Mr Thomas Scott, South Woodend, Bonnybridge, exhibited the “Economist” plough, with reversible point and wing. The point is firmly fixed by a hook and bolt, so that there is no fear in getting loose and coming off. The wheel is protected from straws, &c, by very ingenious sand caps on either side, so there is little risk of its getting clogged. We observe that the wheel has also been covered with wood; this is to prevent clods catching the spokes and impending the progress of the plough, which, thus fitted, will go through a food deep of soil without injury to the implement.

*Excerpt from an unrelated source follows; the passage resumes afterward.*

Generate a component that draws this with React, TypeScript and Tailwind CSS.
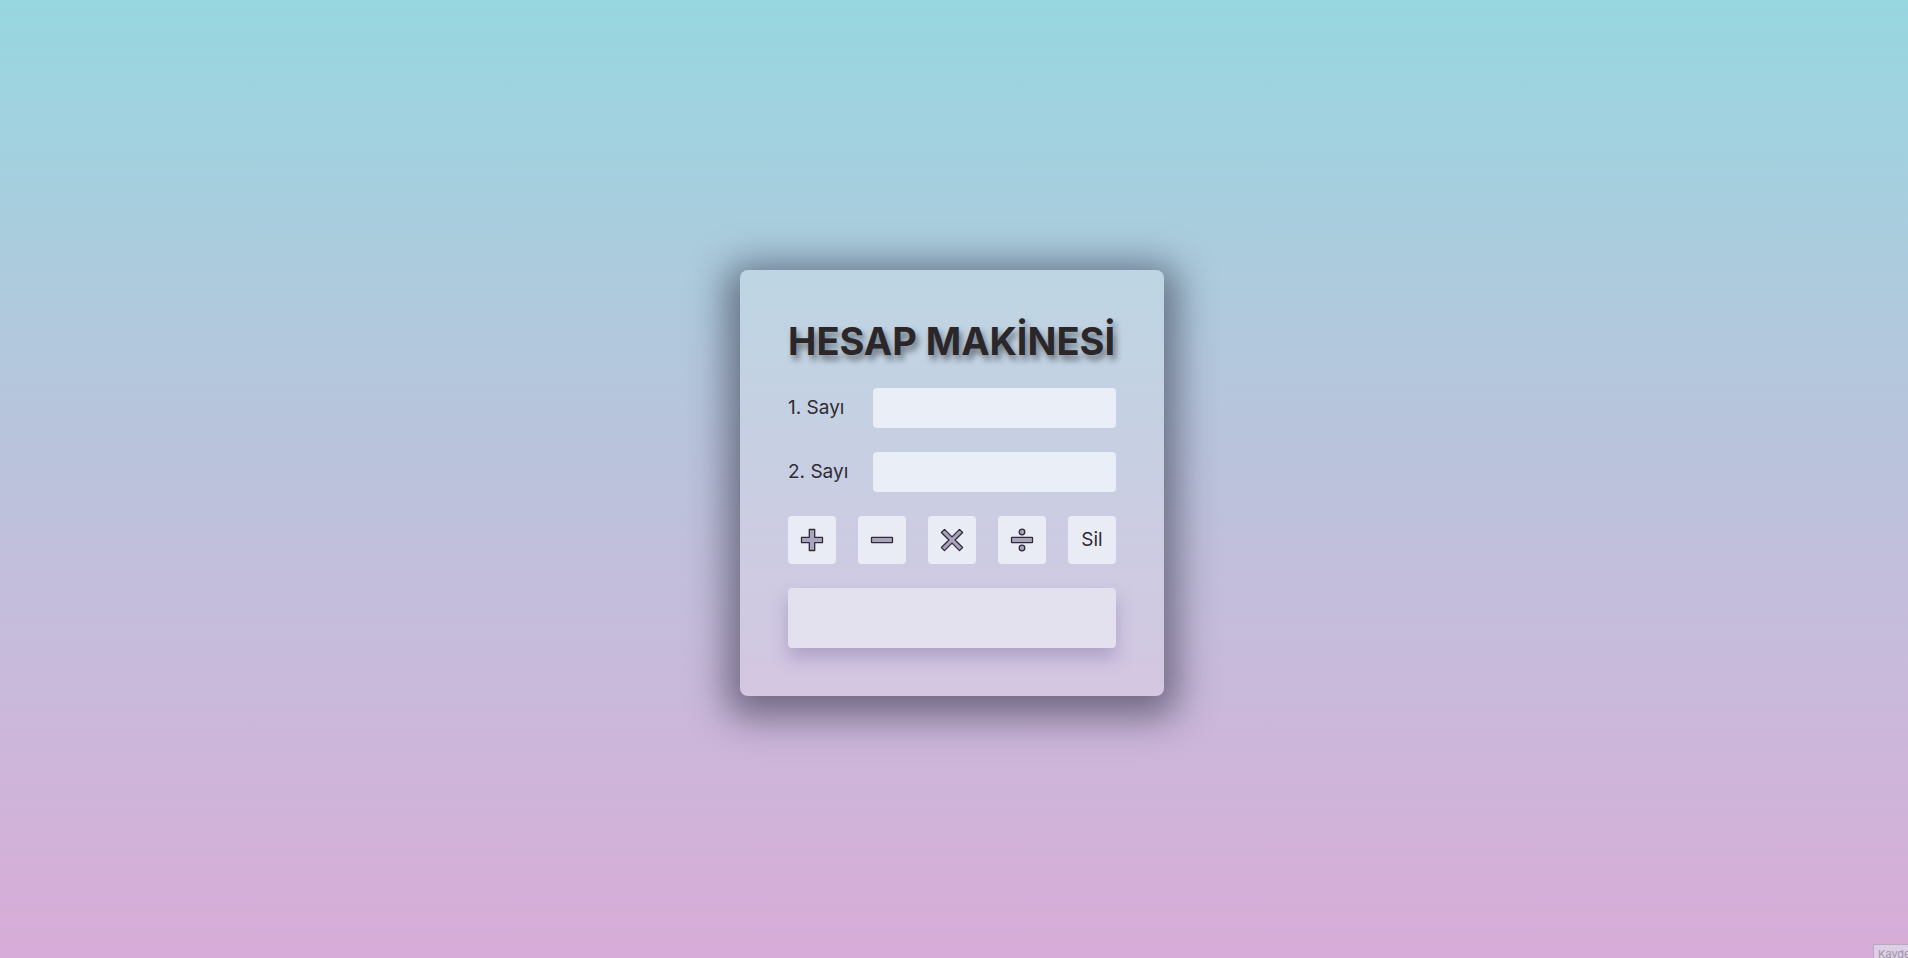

Messrs John Wallace & Sons, Graham Square, Glasgow, showed at their stand, No. 93, fine types of the “Oliver” plow. One pattern is a new patent steel one for all kinds of stubble work or cross ploughing. Another and very useful kind is the long handle chilled plow, which has all the advantages, and works in a similar manner to the short “Oliver” one, bit has long instead of short handles, and therefore can be turned or raised over a stone or any obstruction like a common swing plough. In several districts these implements are being used for lea and all kinds of ploughing. The beams are from instead of wood, and fitted with common Scotch muzzle for altering “land” and depth. All the wearing parts and genuine “Oliver” chilled, a sufficient guarantee that they will wear and scour well. Another kind is their 40X double wheel plow, the speciality of which is that it has double front wheels to suit those districts where double wheels are preferred to single ones. The greatest novelty, however, of the “Oliver” plow shown this year is the “Combination” plow, so called because of its having both the point and share reversible. When the point has worn blunt, all the ploughman has got to do is to tip the plough over on the mould-board side, and by grasping a small lever in the rear of the mould-board, he, with the other hand, simply reverses the point, and then releasing the lever, it is again securely fixed. Not only is the point reversible, but also the wing, so that as long as the parts will wear, the ploughman can always have a sharp edge on the underside, and all this without the assistance of a blacksmith.”